Former South African President Nelson Mandela celebrates his 94th birthday with his family at his home in Qunu in South Africa’s Eastern Cape province. (Reuters)
Nelson Mandela turns 94 today, with the world taking time to reflect on the contributions of one of this era’s political icons. While the former president of South Africa celebrated quietly with his family, his nation engages in a day of service, honoring his sacrifices. Mandela, who spent 27 years in prison as part of his role fighting the country’s apartheid regime, spent the day at home in Qunu, a village on South Africa’s eastern shore.
I wasn’t even in high school when Mandel was released in 1990. He was more myth than man for a 13-year-old yet to realize a true political consciousness. Now 22 years later, it occurs to me: I never had any real context on Mandela’s significance. Where it not for occasions like today’s – time taken to remind people like me of Mandela’s sacrifices – he could Alexander the Great, Paul Revere, or Che Guevara, even if his life overlapped with my own.

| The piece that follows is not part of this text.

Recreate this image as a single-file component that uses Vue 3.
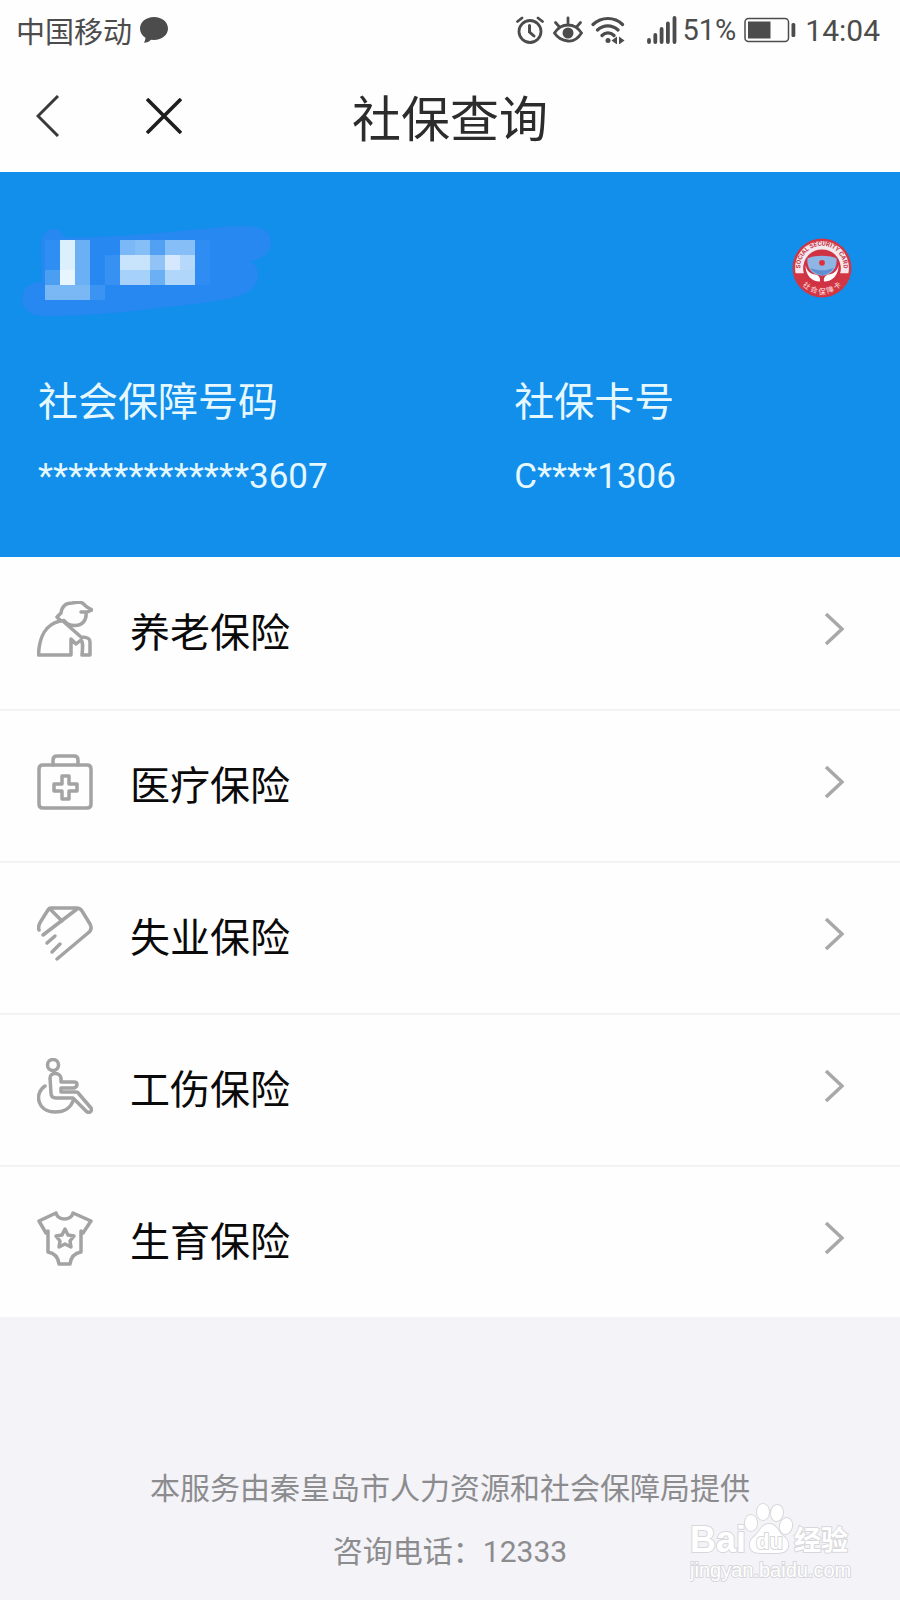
<template>
  <div class="page">
    <div class="status-bar">
      <div class="status-left">
        <span>中国移动</span>
        <svg class="bubble" width="30" height="28" viewBox="0 0 30 28">
          <path d="M15 1C7 1 1 6 1 12.500c0 4 2 7 5.500 9.200-.2 2-.8 3.600-1.600 5 3 0 5.500-1.200 7-3l3.100.2c8 0 14-5 14-11.400S23 1 15 1z" fill="#4c4c4c" />
        </svg>
      </div>
      <div class="status-right">
        <svg width="28" height="28" viewBox="0 0 28 28" fill="none" stroke="#4c4c4c" stroke-width="2.800" stroke-linecap="round">
          <circle cx="14" cy="15.500" r="11" />
          <path d="M1.500 5.500 6 2M26.500 5.500 22 2" />
          <path d="M13.500 9.500v6.500l4.500 4" stroke-width="3" />
        </svg>
        <svg class="eye" width="30" height="28" viewBox="0 0 30 28" fill="none" stroke="#4c4c4c" stroke-width="2.800" stroke-linecap="round">
          <path d="M1.500 17C5 11.500 9.500 9 15 9s10 2.500 13.500 8c-3.500 5.500-8 8.500-13.500 8S5 22.500 1.500 17z" />
          <path d="M15 2v5M2.500 6.500 6 10.500M27.500 6.500 24 10.500" />
          <circle cx="15" cy="17" r="5.500" fill="#4c4c4c" stroke="none" />
        </svg>
        <svg class="wifi" width="34" height="28" viewBox="0 0 34 28" fill="none" stroke="#4c4c4c" stroke-width="3.200" stroke-linecap="round">
          <path d="M2 8.500C10.500.5 23.500.5 31.500 8.500M6.500 14c6-5.500 14.500-5.500 20.500 0M11 19.500c3.500-3.500 8.500-3.500 12 0" />
          <circle cx="17" cy="24.500" r="2.500" fill="#4c4c4c" stroke="none" />
          <path d="m26 20.500-5.500 4 5.500 4zM28 20.500l5.500 4-5.500 4z" fill="#4c4c4c" stroke="none" />
        </svg>
        <svg class="signal" width="30" height="28" viewBox="0 0 30 28" stroke="#4c4c4c" stroke-width="3.800" stroke-linecap="round">
          <path d="M2 24v2M8.300 19v7M14.600 13v13M20.900 7.500V26M27.500 2v24" />
        </svg>
        <span>51%</span>
        <svg class="battery" width="52" height="26" viewBox="0 0 52 26">
          <rect x="1" y="1.500" width="43.500" height="23" rx="3.500" fill="none" stroke="#4c4c4c" stroke-width="1.500" />
          <rect x="4" y="4.500" width="22.500" height="17" fill="#4c4c4c" />
          <rect x="47.500" y="6" width="3.800" height="14" rx="1.500" fill="#4c4c4c" />
        </svg>
        <span class="clock">14:04</span>
      </div>
    </div>

    <header class="nav">
      <div class="nav-actions">
        <button class="icon-btn" type="button" aria-label="返回">
          <svg width="24" height="42" viewBox="0 0 24 42" fill="none" stroke="#3a3a3a" stroke-width="3">
            <path d="M22 1 2 21l20 20" />
          </svg>
        </button>
        <button class="icon-btn" type="button" aria-label="关闭">
          <svg width="36" height="36" viewBox="0 0 36 36" stroke="#1e1e1e" stroke-width="3.600">
            <path d="m1 1 34 34M35 1 1 35" />
          </svg>
        </button>
      </div>
      <h1>社保查询</h1>
    </header>

    <section class="card">
      <div class="card-top">
        <!-- 打码后的姓名 -->
        <svg class="masked-name" width="240" height="58" viewBox="38 238 240 58">
          <path d="M54 229c-8 0-13 6-13 16l1 37c-13 0-20 7-20 17 0 11 9 17 23 17 50 0 100-6 165-14 25-4 48-8 48-26 0-8-3-12-8-15 14-2 21-9 21-19 0-11-10-16-28-16-45 1-100 12-178 11-3-5-6-8-11-8z" fill="#2688f0" />
          <rect
            v-for="(c, i) in mosaic"
            :key="i"
            :x="c[0]"
            :y="c[1]"
            :width="c[2]"
            :height="c[3]"
            :fill="c[4]"
          />
        </svg>
        <svg width="60" height="60" viewBox="0 0 58 58">
          <defs>
            <path id="arc-top" d="M8.500 33a21 21 0 1 1 41 0" />
            <path id="arc-bottom" d="M4 35a26 26 0 0 0 50 0" />
          </defs>
          <circle cx="29" cy="29" r="28.500" fill="#d33643" />
          <path d="M3.500 34a26 26 0 1 1 51 0h-8a18 18 0 1 0-35 0z" fill="#f4e7ee" />
          <circle cx="29" cy="29" r="18" fill="#cf3242" />
          <path d="M15 19.500c9-3 19-3 28 0 1 8-3 16-14 17-11-1-15-9-14-17z" fill="#8fb5e4" />
          <path d="M18 29c7 3 15 3 22 0-2 4-6 6-11 7-5-1-9-3-11-7z" fill="#5e8fd0" />
          <circle cx="29" cy="24" r="2.800" fill="#df2f3c" />
          <path d="M13 26c1 5 4 8 8 9 4 0 7 3 6 7-8 0-14-6-14-16zM45 26c-1 5-4 8-8 9-4 0-7 3-6 7 8 0 14-6 14-16z" fill="#fff" />
          <text class="seal-en"><textPath href="#arc-top" startOffset="50%" text-anchor="middle">SOCIAL SECURITY CARD</textPath></text>
          <text class="seal-cn"><textPath href="#arc-bottom" startOffset="50%" text-anchor="middle">社 会 保 障 卡</textPath></text>
        </svg>
      </div>
      <dl class="numbers">
        <div v-for="n in numbers" :key="n.label">
          <dt>{{ n.label }}</dt>
          <dd>{{ n.value }}</dd>
        </div>
      </dl>
    </section>

    <nav class="list">
      <a v-for="item in items" :key="item.title" class="row" href="#">
        <svg class="row-icon" width="56" height="56" viewBox="0 0 56 56">
          <path v-for="d in item.paths" :key="d" :d="d" />
        </svg>
        <span class="row-title">{{ item.title }}</span>
        <svg class="arrow" width="20" height="32" viewBox="0 0 20 32">
          <path d="m2 1 16 15L2 31" />
        </svg>
      </a>
    </nav>

    <footer class="footer">
      <p>本服务由秦皇岛市人力资源和社会保障局提供</p>
      <p>咨询电话：12333</p>
      <svg class="watermark" width="164" height="80" viewBox="0 0 164 80">
        <g class="mark">
          <text x="0" y="50" class="mark-bai">Bai</text>
          <ellipse cx="61" cy="21" rx="6" ry="8" />
          <ellipse cx="73" cy="10" rx="6" ry="8" />
          <ellipse cx="87" cy="11" rx="6" ry="8" transform="rotate(8 87 11)" />
          <ellipse cx="96" cy="24" rx="6" ry="8" transform="rotate(12 96 24)" />
          <path d="M79 22c-7 0-9 7-13 11-5 4-7 7-6 12 2 7 9 6 19 6s17 1 19-6c1-5-1-8-6-12-4-4-6-11-13-11z" />
          <text x="66" y="47" class="mark-du">du</text>
          <text x="104" y="48" class="mark-cn">经验</text>
          <text x="0" y="75" class="mark-url">jingyan.baidu.com</text>
        </g>
      </svg>
    </footer>
  </div>
</template>

<script setup>
import { ref } from 'vue';

const numbers = ref([
  { label: '社会保障号码', value: '**************3607' },
  { label: '社保卡号', value: 'C****1306' }
]);

// x, y, 宽, 高, 颜色
const mosaic = [
  [45, 240, 15, 30, '#2f8ef3'],
  [60, 240, 15, 30, '#dceffd'],
  [75, 240, 15, 45, '#6bb0f5'],
  [45, 270, 15, 15, '#4b9ff3'],
  [60, 270, 15, 15, '#e6f5fe'],
  [45, 285, 45, 15, '#7ab8f5'],
  [90, 285, 15, 15, '#3b94f2'],
  [105, 255, 15, 30, '#3791f2'],
  [120, 240, 15, 15, '#7ab8f7'],
  [135, 240, 15, 15, '#86bef7'],
  [120, 255, 30, 15, '#c8e3fc'],
  [120, 270, 30, 15, '#a6d1fa'],
  [150, 240, 15, 15, '#52a0f4'],
  [150, 255, 15, 15, '#92c3f7'],
  [150, 270, 15, 15, '#6bb0f5'],
  [165, 240, 30, 15, '#86bef7'],
  [165, 255, 15, 15, '#d5e8fd'],
  [180, 255, 15, 15, '#b6d8fa'],
  [165, 270, 30, 15, '#b0d6fa'],
  [195, 240, 15, 45, '#2e8cf2']
];

const items = ref([
  {
    title: '养老保险',
    paths: [
      'M24 20 20 16l4-4c1-7 5-10 11-10l7-1c4 0 5 3 8 5l5 3-6 2.500c1 8-4 13-11 13-6 0-9-2-11-5z',
      'M49 11h-5',
      'M23 20C9 23 2 36 1.500 54H34V38l5 5 5-4c2 2 2 5 1 15h8V41c0-4-3-5-9-5L27 21'
    ]
  },
  {
    title: '医疗保险',
    paths: [
      'M6 11h44q4 0 4 4v35q0 4-4 4H6q-4 0-4-4V15q0-4 4-4z',
      'M16 11V6q0-4 4-4h17q4 0 4 4v5',
      'M25 22h7v8h8v7h-8v8h-7v-8h-8v-7h8z'
    ]
  },
  {
    title: '失业保险',
    paths: [
      'M2 24c-1-3 0-6 2-9L11 4q1-2 3-2h26q3 0 5 3l8 13c2 4 1 7-2 9L20 53',
      'M13 3l12 12M40 3 6 29',
      'M18 30l-8 7M23 38l-8 8'
    ]
  },
  {
    title: '工伤保险',
    paths: [
      'M16 1.500a5.500 5.500 0 1 1 0 11 5.500 5.500 0 1 1 0-11z',
      'M13 20c0-6 10-6 11 0v4h13q3 0 3 2.500T37 30H24v4h15q2 0 3 2l12 14c2 3-2 6-5 3L36 40H19q-5 0-5-5z',
      'M8 28C-3 35 0 54 18 54c10 0 16-5 18-11'
    ]
  },
  {
    title: '生育保险',
    paths: [
      'M19 3 2 11l7 12 2-2v21c6 1 10 4 11 12h11c1-8 5-11 11-12V21l2 2 8-12-18-8c-2 8-15 8-17 0z',
      'm28 19 3 6 6 1-4 5 1 6-6-3-6 3 1-6-4-5 6-1z'
    ]
  }
]);
</script>

<style>
body {
  margin: 0;
}
</style>

<style scoped>
.page {
  min-height: 100vh;
  display: flex;
  flex-direction: column;
  background-color: #fefefe;
  font-family: Roboto, 'Noto Sans CJK SC', sans-serif;
}

.status-bar {
  height: 60px;
  padding: 0 20px 0 16px;
  display: flex;
  align-items: center;
  justify-content: space-between;
  font-size: 29px;
  color: #4c4c4c;
}

.status-left,
.status-right {
  display: flex;
  align-items: center;
}

.bubble {
  margin-left: 7px;
}

.eye {
  margin-left: 9px;
}

.wifi {
  margin-left: 8px;
}

.signal {
  margin: 0 5px 0 22px;
}

.battery {
  margin: 0 9px 0 8px;
}

.clock {
  font-size: 30px;
}

.nav {
  height: 112px;
  padding: 0 36px;
  display: grid;
  grid-template-columns: 1fr auto 1fr;
  align-items: center;
}

.nav-actions {
  display: flex;
  align-items: center;
  gap: 86px;
}

.icon-btn {
  display: flex;
  padding: 0;
  border: none;
  background: none;
  cursor: pointer;
}

.nav h1 {
  margin: 0;
  padding-top: 10px;
  font-size: 49px;
  font-weight: 400;
  line-height: 72px;
  color: #2c2c2c;
}

.card {
  padding: 66px 48px 56px 38px;
  background-color: #128eeb;
  color: #e6f8ff;
}

.card-top {
  display: flex;
  justify-content: space-between;
}

.masked-name {
  overflow: visible;
}

.seal-en {
  font-size: 6px;
  font-weight: 700;
  fill: #c8323f;
}

.seal-cn {
  font-size: 7px;
  fill: #fbe3e6;
}

.numbers {
  margin: 77px 0 0;
  display: grid;
  grid-template-columns: 117fr 83fr;
}

.numbers dt {
  font-size: 40px;
  line-height: 56px;
}

.numbers dd {
  margin: 22px 0 0;
  font-size: 35px;
  line-height: 48px;
}

.row {
  height: 152px;
  padding: 0 56px 9px 37px;
  box-sizing: border-box;
  display: flex;
  align-items: center;
  color: #0a0a0a;
  text-decoration: none;
}

.row + .row {
  border-top: 2px solid #f3f3f4;
}

.row-icon {
  flex: none;
  fill: none;
  stroke: #a3a3a3;
  stroke-width: 3.5;
  stroke-linecap: round;
  stroke-linejoin: round;
}

.row-title {
  flex: 1;
  margin-left: 37px;
  padding-top: 2px;
  font-size: 40px;
}

.arrow {
  fill: none;
  stroke: #a8a8a8;
  stroke-width: 3.5;
}

.footer {
  position: relative;
  flex: 1;
  padding: 140px 20px 16px;
  background-color: #f3f3f8;
  text-align: center;
}

.footer p {
  margin: 0;
  font-size: 30px;
  line-height: 63px;
  color: #8c8c8f;
}

.watermark {
  position: absolute;
  right: 46px;
  bottom: 18px;
}

.mark {
  fill: #fff;
  stroke: #d8d8dc;
  stroke-width: 2;
  paint-order: stroke;
}

.mark-bai {
  font-family: 'Liberation Sans', sans-serif;
  font-size: 36px;
  font-weight: 700;
}

.mark-du {
  font-family: 'Liberation Sans', sans-serif;
  font-size: 22px;
  font-weight: 700;
}

.mark-cn {
  font-family: 'Noto Sans CJK SC', sans-serif;
  font-size: 27px;
  font-weight: 700;
}

.mark-url {
  font-family: 'Liberation Sans', sans-serif;
  font-size: 20px;
}
</style>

Lira, a recording star in South Africa, helps remind people like me of Madiba’s life-changing contributions:
The rest of the world knows him as Nelson Mandela. We, as South Africans, choose to call him Madiba, his Xhosa clan name. Since I was a young girl growing up in the Daveyton township in Johannesburg’s East Rand, Madiba has always been my hero.
Madiba was our hope for a change, for a better way of life. He spent almost half his life in darkness so that we could be brought into the light. When that tearful and joyful day came on the 11th of February in 1990, we were able to witness this amazing revolutionary reemerge in freedom, from where he had entered in chains. His glorious emancipation marked our own. The excitement among the people was electrifying! A new era had dawned and you could feel the anticipation in the streets.
Soccer is a small, probably insignificant part of Mandela’s story, but Mandela is an important part of soccer’s. The fabled games on Robben Island were said to draw his attention from the prison’s isolation, and when he was released (and eventually became his country’s first democratically elected president), the sport helped empower a reborn nation.
Without doubt, my best Mandela moment in football took place on July 12, 1994. That was the day he was inaugurated as South Africa’s first democratically elected president.
It was also matchday at Ellis Park, where Bafana Bafana were playing host to a powerful Zambia, in Clive Barker’s second match in charge.
The stadium was crammed beyond capacity with 60 000 people eager to enjoy ‘Mandela Day’.
The action was end-to-end and the atmosphere pulsating, but at half-time the match was scoreless. But this was the cue for the big moment as Madiba arrived by helicopter, direct from the inauguration ceremony at the Union Buildings in Pretoria.
South Africa would go on to win the match, 2-1.
There have been other happy Madiba moments, like seeing him hand the Nations Cup trophy to Neil Tovey on February 3, 1996 and being present in Zurich in May 2004 to hear Fifa president Sepp Blatter announce South Africa as World Cup 2010 hosts.
But not even that beats that afternoon in May ’94, Mseleku’s bearhug notwithstanding. I can hear the crowds’ massed chants today, as if the late Sizwe Motaung was still overlapping down the right: “Sizwe, Sizwe, Sizwe!”Yes, that day marked the rise of Bafana Bafana and the rebirth of our nation. Unforgettable.
I’d like to wish Nelson Mandela happy birthday, but he doesn’t read this blog. Instead, I’d like to thank those who reminded me of Mandela’s contributions. Some of you will read this. Congratulations on coming together to honor a revolutionary.